Return only the lines from the top of the data down to the one that holds "const navItems = ['网站首页', '信息公开', '互动交流', '下载专区']", both included, without any pictures.
## START Data extract
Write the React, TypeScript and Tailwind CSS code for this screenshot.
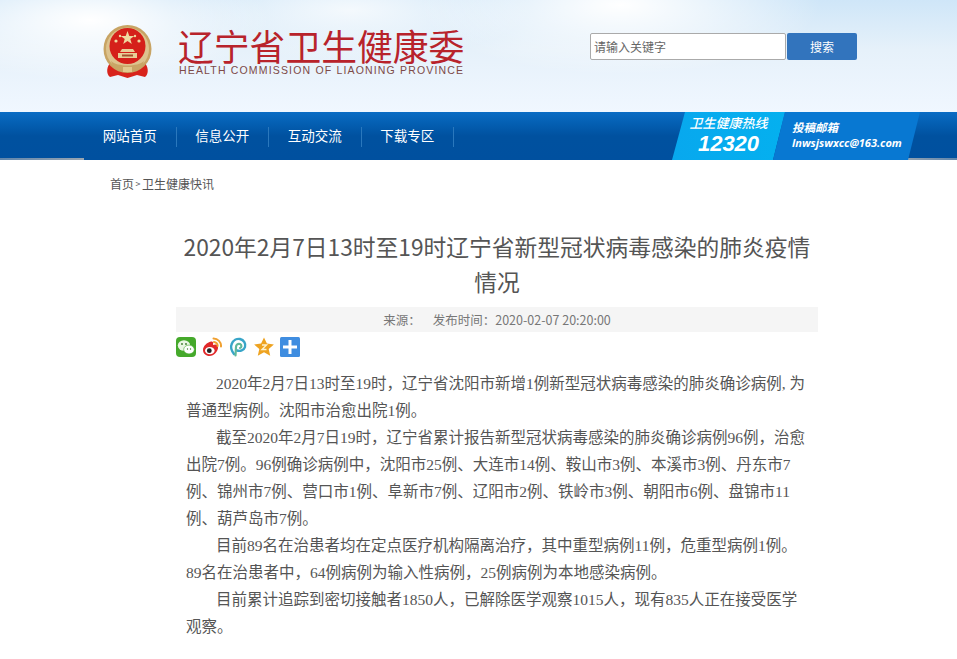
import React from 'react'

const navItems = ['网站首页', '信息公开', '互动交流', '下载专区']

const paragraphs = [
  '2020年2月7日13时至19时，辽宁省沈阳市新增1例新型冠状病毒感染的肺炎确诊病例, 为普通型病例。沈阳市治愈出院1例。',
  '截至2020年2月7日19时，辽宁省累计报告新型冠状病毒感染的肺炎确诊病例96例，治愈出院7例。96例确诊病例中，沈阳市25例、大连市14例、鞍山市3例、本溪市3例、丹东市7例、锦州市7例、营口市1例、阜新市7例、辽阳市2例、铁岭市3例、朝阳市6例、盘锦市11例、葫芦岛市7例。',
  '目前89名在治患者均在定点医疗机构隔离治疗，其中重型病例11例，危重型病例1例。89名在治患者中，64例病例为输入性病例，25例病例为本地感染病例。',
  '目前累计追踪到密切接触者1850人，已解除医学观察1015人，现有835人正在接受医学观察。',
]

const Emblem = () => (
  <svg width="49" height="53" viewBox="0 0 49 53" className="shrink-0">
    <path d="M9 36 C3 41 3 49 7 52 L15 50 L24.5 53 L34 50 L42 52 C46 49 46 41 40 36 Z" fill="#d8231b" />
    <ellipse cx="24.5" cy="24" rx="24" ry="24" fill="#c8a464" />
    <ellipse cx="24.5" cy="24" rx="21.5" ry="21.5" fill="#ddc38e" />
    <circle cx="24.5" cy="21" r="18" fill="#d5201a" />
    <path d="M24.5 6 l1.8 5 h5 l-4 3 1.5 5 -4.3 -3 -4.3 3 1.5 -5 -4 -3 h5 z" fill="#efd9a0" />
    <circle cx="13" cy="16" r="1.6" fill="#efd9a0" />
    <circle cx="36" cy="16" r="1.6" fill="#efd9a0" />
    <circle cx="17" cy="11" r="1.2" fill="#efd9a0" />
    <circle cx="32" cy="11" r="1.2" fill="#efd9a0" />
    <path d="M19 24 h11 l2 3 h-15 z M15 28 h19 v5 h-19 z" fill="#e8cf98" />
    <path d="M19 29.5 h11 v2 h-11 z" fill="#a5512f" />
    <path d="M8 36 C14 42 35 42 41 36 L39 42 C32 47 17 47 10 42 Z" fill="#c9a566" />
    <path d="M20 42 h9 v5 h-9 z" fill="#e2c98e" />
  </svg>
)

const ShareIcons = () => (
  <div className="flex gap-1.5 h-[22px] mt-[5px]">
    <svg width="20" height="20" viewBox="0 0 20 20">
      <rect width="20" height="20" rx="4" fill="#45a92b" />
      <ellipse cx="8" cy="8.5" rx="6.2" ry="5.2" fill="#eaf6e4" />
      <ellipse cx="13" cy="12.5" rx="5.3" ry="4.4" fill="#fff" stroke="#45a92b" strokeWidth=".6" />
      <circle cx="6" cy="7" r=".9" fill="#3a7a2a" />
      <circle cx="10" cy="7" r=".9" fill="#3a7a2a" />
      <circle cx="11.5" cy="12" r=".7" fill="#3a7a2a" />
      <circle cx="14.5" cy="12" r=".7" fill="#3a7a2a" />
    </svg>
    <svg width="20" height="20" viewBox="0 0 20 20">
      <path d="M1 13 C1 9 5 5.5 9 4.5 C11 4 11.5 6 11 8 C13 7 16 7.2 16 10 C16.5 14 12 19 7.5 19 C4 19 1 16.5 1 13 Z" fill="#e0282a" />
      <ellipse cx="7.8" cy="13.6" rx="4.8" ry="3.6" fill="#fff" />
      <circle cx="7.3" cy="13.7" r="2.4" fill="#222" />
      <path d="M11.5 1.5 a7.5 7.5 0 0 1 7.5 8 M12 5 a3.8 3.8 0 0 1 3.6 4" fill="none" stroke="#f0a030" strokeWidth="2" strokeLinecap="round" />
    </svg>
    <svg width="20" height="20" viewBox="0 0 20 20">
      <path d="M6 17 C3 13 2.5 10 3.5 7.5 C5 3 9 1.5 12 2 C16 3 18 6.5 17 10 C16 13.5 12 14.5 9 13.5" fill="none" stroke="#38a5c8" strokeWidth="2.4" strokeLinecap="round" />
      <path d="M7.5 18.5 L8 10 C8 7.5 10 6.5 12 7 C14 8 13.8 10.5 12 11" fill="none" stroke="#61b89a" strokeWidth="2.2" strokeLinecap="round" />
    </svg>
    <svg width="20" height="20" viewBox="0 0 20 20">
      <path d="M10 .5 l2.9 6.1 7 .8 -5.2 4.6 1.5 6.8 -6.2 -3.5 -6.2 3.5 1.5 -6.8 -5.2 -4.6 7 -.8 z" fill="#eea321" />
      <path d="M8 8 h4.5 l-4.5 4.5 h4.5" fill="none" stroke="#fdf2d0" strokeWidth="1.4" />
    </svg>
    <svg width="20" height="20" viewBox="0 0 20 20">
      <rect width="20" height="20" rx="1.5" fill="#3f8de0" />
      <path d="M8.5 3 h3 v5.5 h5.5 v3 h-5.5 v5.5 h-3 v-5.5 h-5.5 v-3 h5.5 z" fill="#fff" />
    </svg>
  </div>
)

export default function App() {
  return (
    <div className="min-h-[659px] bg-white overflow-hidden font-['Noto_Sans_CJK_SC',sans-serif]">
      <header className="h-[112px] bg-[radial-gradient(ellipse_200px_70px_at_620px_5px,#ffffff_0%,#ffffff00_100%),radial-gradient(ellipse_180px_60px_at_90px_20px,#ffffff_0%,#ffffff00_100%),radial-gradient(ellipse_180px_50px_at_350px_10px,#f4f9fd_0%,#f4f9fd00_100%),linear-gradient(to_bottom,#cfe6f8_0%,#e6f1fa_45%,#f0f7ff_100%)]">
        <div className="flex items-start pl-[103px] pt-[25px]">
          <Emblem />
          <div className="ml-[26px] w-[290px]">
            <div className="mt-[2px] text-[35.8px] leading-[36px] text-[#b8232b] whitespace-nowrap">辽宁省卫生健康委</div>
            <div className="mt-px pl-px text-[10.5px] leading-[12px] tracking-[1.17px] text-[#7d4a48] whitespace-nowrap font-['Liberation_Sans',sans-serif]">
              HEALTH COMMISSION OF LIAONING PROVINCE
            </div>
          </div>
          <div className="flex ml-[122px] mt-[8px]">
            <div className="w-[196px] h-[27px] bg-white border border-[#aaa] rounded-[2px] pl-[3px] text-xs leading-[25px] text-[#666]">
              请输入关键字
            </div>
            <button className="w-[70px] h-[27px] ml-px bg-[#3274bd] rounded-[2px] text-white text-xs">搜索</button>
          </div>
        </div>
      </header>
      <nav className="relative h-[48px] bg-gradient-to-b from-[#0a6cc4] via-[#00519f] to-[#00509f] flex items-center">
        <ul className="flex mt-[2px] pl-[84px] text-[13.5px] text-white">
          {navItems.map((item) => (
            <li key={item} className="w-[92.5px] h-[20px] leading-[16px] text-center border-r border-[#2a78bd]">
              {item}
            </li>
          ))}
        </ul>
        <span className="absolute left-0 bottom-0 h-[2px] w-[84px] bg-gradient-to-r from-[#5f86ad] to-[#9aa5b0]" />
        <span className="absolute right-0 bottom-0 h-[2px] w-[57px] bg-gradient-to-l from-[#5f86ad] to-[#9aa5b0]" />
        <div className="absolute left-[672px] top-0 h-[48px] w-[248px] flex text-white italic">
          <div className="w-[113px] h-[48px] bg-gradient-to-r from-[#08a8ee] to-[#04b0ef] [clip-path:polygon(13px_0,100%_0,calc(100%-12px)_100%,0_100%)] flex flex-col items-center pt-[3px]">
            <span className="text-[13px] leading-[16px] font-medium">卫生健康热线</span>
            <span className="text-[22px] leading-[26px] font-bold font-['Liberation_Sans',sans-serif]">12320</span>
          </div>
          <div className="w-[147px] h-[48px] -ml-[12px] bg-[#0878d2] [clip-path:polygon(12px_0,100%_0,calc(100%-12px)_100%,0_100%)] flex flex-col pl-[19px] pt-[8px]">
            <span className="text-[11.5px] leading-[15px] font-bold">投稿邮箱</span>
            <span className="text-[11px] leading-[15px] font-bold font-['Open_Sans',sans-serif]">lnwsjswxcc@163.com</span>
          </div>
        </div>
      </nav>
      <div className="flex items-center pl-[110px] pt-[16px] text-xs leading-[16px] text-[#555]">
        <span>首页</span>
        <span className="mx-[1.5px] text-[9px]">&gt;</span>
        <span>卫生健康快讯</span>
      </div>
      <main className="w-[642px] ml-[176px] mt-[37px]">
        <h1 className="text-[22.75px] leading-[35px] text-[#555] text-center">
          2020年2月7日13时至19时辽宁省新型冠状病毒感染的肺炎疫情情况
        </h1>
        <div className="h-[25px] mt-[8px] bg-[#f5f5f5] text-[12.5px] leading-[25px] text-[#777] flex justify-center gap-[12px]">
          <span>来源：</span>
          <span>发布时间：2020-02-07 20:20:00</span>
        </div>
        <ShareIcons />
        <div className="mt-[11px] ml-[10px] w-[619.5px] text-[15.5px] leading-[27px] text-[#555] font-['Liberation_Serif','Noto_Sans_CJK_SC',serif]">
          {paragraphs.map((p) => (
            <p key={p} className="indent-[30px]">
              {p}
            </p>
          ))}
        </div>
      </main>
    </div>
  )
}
## END Data extract
> _Problem solution_
Write the React, TypeScript and Tailwind CSS code for this screenshot.
import React from 'react'

const navItems = ['网站首页', '信息公开', '互动交流', '下载专区']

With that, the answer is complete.